Competing governance requirements have arisen, and each stakeholder in small organisations has concerns about governance:
- Regulators are concerned with declining public confidence in charities.
- Funders are concerned with reputation and financial risk.
- Trustees/management committee members feel that the duties expected of them are unclear.
- Members find themselves competing with funders, as accountability to funders usurps their role in controlling the organisation.

== Conflicts ==
Small voluntary organisations find themselves faced with four competing governance requirements:
- Whilst countering social exclusion and strengthening civil society, they must be accountable to members and have a strong voice.
- Whilst delivering services to users, they must be accountable to funders/purchasers.
- Whilst promoting social entrepreneurship, they must balance accountability to a wide group of stakeholders with individual action.
- Whilst engaging in consultation and lobbying, they must demonstrate responsiveness and accountability to the community.

== Definitions ==
Governance is defined in a variety of ways:
- Structurally (for example, having a constitution)
- Processes (for example, having sub-committees in positions of responsibility)
- Roles and functions
- Group dynamics (teamwork)
- Individual competence (for example, chairing skills)

A more comprehensive way of looking at governance is to view it as the sum of these perspectives. One way of connecting all of these aspects of governance is to visualize a governance system (see below). The individual competencies and resulting group dynamics between the individuals can be seen as the inputs into the system.
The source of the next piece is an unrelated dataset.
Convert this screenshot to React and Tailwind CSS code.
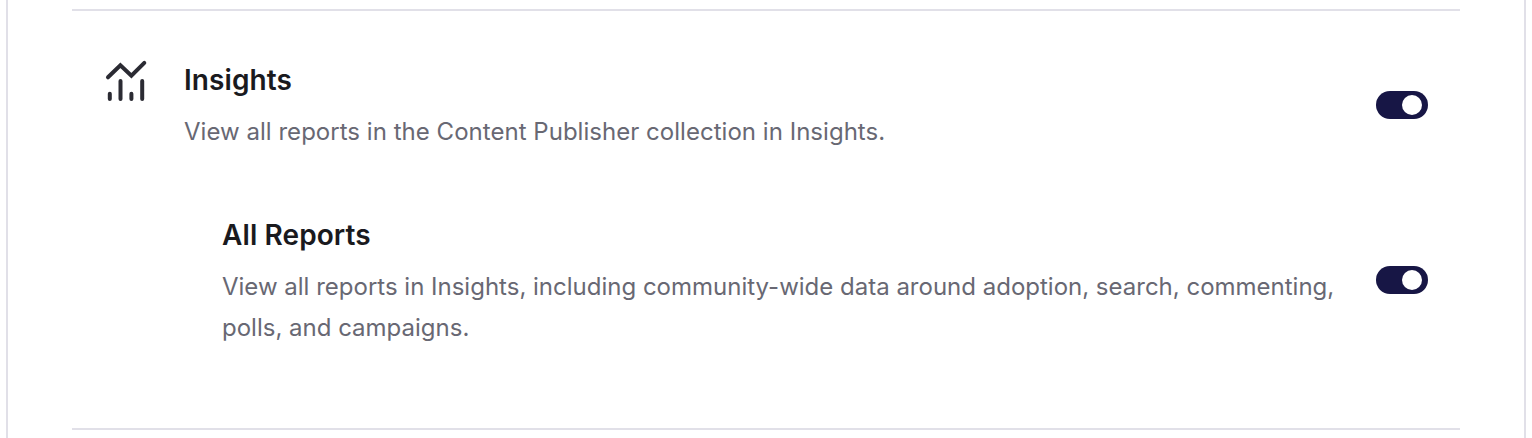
const InsightsIcon = () => (
  <svg
    width="44"
    height="44"
    viewBox="0 0 44 44"
    fill="none"
    stroke="#2b2b33"
    strokeWidth="4"
    strokeLinecap="round"
    strokeLinejoin="miter"
  >
    <path d="M4 17.3 16.4 5.2l11 10.4L40.3 2.9" />
    <path d="M5.8 33.7V39M16.5 21v18M27.4 33.7V39M38.2 21v18" />
  </svg>
);

const Toggle = ({ label }) => {
  return (
    <button
      type="button"
      role="switch"
      aria-checked="true"
      aria-label={label}
      className="flex h-7 w-[52px] shrink-0 items-center justify-end rounded-full bg-[#171645] px-1.5"
    >
      <span className="h-5 w-5 rounded-full bg-white" />
    </button>
  );
};

const PermissionText = ({ title, description }) => {
  return (
    <div>
      <h3 className="text-[28px] leading-10 font-semibold tracking-[0.1px] text-[#1a1a1e]">
        {title}
      </h3>
      <p className="mt-[11px] text-[24px] leading-[41px] text-[#686873]">
        {description}
      </p>
    </div>
  );
};

export default function App() {
  return (
    <div className="h-[438px] overflow-hidden bg-white px-1.5 font-['Inter',sans-serif]">
      <div className="h-full border-x-2 border-[#e1e0e8] px-16 pt-[9px]">
        <section className="h-[421px] border-y-2 border-[#e1e0e8] px-8 pt-[49px]">
          <div className="flex items-start">
            <div className="w-20 shrink-0">
              <InsightsIcon />
            </div>
            <div className="flex-1 tracking-[0.03px]">
              <PermissionText
                title="Insights"
                description="View all reports in the Content Publisher collection in Insights."
              />
            </div>
            <div className="pt-[31px]">
              <Toggle label="Insights" />
            </div>
          </div>

          <div className="mt-[63px] flex items-start pl-[118px]">
            <div className="w-[1126px]">
              <PermissionText
                title="All Reports"
                description="View all reports in Insights, including community-wide data around adoption, search, commenting, polls, and campaigns."
              />
            </div>
            <div className="ml-auto pt-[51px]">
              <Toggle label="All Reports" />
            </div>
          </div>
        </section>
      </div>
    </div>
  );
}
Those skills and group processes are then applied through the structures and processes that are in place, resulting in governance (the outputs).
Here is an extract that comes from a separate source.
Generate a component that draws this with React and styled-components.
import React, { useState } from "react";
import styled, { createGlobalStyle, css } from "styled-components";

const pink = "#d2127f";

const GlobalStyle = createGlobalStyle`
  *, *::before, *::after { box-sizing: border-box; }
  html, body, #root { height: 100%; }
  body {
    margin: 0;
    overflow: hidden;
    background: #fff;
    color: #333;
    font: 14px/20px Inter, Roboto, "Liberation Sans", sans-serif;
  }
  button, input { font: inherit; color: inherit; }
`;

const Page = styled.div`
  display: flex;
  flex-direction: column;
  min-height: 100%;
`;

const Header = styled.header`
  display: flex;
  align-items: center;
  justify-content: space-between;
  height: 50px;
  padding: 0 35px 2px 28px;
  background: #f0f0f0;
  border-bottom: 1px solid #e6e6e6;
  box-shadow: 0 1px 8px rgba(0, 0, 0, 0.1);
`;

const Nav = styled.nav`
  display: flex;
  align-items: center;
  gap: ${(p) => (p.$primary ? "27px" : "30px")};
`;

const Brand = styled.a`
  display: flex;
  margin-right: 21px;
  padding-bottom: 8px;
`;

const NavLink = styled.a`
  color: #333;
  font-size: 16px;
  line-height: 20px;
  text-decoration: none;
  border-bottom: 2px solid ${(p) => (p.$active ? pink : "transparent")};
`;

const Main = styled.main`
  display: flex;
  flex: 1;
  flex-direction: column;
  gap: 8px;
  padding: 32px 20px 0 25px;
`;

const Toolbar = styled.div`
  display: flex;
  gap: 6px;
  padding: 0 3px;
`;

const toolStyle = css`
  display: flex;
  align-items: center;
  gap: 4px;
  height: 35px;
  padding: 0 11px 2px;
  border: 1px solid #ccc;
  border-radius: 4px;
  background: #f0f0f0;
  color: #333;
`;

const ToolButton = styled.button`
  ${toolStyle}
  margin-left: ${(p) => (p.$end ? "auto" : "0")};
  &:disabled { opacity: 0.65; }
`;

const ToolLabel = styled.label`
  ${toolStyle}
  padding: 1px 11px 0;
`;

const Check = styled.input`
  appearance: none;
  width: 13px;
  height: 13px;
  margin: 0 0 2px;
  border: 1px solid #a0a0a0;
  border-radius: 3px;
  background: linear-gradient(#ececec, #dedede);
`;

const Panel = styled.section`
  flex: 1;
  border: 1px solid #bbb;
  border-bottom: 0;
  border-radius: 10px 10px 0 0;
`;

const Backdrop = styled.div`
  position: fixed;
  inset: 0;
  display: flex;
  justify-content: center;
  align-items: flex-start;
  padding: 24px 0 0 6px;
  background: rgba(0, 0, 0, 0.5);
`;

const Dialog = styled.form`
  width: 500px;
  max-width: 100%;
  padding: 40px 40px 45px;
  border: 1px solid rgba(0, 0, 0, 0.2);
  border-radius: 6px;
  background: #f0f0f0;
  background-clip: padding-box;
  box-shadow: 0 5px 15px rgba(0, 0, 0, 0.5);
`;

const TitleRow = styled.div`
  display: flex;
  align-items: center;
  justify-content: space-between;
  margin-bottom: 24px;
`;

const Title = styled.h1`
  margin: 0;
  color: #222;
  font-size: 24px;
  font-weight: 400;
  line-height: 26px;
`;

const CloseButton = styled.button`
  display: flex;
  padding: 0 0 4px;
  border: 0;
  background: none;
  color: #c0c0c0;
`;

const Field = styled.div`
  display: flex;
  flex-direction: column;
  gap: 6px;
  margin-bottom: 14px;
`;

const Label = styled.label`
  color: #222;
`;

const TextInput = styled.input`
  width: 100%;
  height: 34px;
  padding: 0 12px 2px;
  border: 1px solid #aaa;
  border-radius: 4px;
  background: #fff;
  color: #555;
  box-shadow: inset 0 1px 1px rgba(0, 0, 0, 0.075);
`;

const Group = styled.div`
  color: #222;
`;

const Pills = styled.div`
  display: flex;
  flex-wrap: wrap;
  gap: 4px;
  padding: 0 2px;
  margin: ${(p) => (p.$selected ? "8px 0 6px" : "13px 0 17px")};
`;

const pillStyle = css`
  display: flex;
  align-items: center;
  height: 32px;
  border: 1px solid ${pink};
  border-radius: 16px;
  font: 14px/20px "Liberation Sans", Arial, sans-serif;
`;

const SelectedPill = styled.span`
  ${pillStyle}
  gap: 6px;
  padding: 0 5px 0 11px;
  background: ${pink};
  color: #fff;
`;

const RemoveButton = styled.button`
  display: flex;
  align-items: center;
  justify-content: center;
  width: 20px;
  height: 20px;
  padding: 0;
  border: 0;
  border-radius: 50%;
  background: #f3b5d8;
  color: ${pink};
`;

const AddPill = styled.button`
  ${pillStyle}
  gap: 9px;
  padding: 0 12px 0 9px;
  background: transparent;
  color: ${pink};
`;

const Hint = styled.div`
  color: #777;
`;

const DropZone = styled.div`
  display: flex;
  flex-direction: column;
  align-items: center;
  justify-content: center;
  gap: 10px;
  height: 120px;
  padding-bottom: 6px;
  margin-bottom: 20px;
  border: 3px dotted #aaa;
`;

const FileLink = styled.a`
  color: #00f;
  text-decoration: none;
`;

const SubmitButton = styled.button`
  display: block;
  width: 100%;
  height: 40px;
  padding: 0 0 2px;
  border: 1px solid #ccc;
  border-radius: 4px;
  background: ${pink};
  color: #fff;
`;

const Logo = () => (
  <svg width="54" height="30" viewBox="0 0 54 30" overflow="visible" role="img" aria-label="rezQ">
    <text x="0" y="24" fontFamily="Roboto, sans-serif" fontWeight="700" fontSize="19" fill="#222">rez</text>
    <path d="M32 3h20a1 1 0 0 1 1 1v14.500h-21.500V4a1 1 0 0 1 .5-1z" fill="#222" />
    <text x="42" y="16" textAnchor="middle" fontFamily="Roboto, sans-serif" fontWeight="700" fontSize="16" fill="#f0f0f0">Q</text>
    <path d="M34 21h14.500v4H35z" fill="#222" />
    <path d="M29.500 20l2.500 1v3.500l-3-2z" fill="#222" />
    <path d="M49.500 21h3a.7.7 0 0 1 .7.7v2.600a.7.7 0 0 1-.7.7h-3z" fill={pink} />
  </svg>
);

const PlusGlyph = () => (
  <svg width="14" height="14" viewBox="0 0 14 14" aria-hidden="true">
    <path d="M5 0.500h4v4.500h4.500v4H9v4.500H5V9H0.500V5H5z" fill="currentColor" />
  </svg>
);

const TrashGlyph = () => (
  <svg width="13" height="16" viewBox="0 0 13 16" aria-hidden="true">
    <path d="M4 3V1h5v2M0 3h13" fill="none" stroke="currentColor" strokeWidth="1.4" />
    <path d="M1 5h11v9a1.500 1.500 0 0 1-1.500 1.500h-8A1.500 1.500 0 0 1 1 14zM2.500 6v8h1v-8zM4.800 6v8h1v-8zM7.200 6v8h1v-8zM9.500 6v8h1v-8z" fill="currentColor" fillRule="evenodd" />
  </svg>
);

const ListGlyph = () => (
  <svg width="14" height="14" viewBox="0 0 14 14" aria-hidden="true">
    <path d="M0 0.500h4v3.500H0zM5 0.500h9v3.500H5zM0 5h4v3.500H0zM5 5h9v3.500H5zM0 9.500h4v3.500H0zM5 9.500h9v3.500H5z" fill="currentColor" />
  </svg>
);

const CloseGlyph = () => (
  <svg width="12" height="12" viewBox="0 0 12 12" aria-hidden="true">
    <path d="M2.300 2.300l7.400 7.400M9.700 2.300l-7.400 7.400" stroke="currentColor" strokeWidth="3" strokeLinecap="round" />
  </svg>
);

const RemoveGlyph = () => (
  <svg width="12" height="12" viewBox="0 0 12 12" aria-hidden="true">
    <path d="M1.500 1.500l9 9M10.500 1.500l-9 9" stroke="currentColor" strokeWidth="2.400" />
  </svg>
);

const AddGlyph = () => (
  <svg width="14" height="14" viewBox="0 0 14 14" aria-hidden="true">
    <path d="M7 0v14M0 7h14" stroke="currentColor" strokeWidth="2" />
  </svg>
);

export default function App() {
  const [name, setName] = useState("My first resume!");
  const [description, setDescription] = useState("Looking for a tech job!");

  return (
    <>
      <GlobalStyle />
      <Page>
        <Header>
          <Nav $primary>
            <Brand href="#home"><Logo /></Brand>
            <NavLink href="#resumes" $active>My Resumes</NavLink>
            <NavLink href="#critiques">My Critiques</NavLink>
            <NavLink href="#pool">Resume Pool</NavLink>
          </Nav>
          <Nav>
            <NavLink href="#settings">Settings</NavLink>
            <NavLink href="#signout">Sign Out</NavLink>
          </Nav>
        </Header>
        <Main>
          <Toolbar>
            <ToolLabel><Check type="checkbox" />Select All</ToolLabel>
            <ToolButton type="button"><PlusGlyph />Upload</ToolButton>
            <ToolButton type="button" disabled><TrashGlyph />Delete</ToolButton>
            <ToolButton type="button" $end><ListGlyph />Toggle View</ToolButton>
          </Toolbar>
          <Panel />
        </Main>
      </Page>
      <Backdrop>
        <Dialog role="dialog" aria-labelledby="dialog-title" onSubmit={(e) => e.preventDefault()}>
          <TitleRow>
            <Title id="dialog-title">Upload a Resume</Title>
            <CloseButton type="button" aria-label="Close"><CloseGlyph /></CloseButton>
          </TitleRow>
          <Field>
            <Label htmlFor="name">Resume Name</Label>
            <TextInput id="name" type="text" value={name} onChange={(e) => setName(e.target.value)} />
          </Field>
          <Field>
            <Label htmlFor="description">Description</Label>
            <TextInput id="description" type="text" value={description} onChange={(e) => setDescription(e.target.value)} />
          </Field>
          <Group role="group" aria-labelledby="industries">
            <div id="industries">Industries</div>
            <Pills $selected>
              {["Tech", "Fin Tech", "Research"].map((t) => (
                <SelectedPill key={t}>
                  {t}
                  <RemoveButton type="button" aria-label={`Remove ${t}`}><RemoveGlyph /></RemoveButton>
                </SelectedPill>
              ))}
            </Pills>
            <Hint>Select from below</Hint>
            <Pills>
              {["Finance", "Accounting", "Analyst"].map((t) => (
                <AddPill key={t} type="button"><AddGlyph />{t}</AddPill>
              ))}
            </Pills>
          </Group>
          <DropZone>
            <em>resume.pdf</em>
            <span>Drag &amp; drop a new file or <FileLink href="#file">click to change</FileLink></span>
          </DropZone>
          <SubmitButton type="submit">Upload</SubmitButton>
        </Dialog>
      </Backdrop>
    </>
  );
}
For example, a governance "output" (or function) is to be accountable for the organisation. This is achieved by the individual trustees using their skills in evaluation and analysis, applying them in the group setting through the committee using committee structures (such as a meeting) and processes (an agenda).

== Assessment ==
Once governance has been defined, it should be possible to assess it. However, because of the complexity involved it is tempting to choose one or two aspects of governance and assess them by taking a small number of features as a proxy for good governance. For practical reasons, it is common to look at just two aspects of governance (individual skills and structures); these are tangible, visible features of an organisation’s governance. Thus, it is possible to assess whether the trustees possess a particular range of skills and certain structures (such as a constitution) are in place.

== Balance ==
Governance can be considered as keeping a balance between competing and conflicting demands:
- "Watchdog" or "cheerleader"
- More involvement or less
- Management versus planning
- Short or long term
- "Big picture" versus details

The balance depends on circumstances: the organisation's life cycle, its current health and demands on the committee. It is a judgement for the committee to make.

== Organizational life cycle ==
There are two views of an organisation's life cycle. The first, linear view is that (like organic life) organisations progress through stages from birth, infancy, adolescence, maturity, senescence and death. The second view is that within this continuum organisations can start at different points and skip (or repeat) stages in cycles. For instance, with appropriate support and backing an organisation can begin its life in a fully formed, "mature" state. Mature organisations may collapse and begin anew in infancy or adolescence before developing into a mature organisation, sometimes repeating this process. The governing body's role changes, according to the stage of the organisation’s life cycle. The transition from one stage to another may be particularly challenging for governance.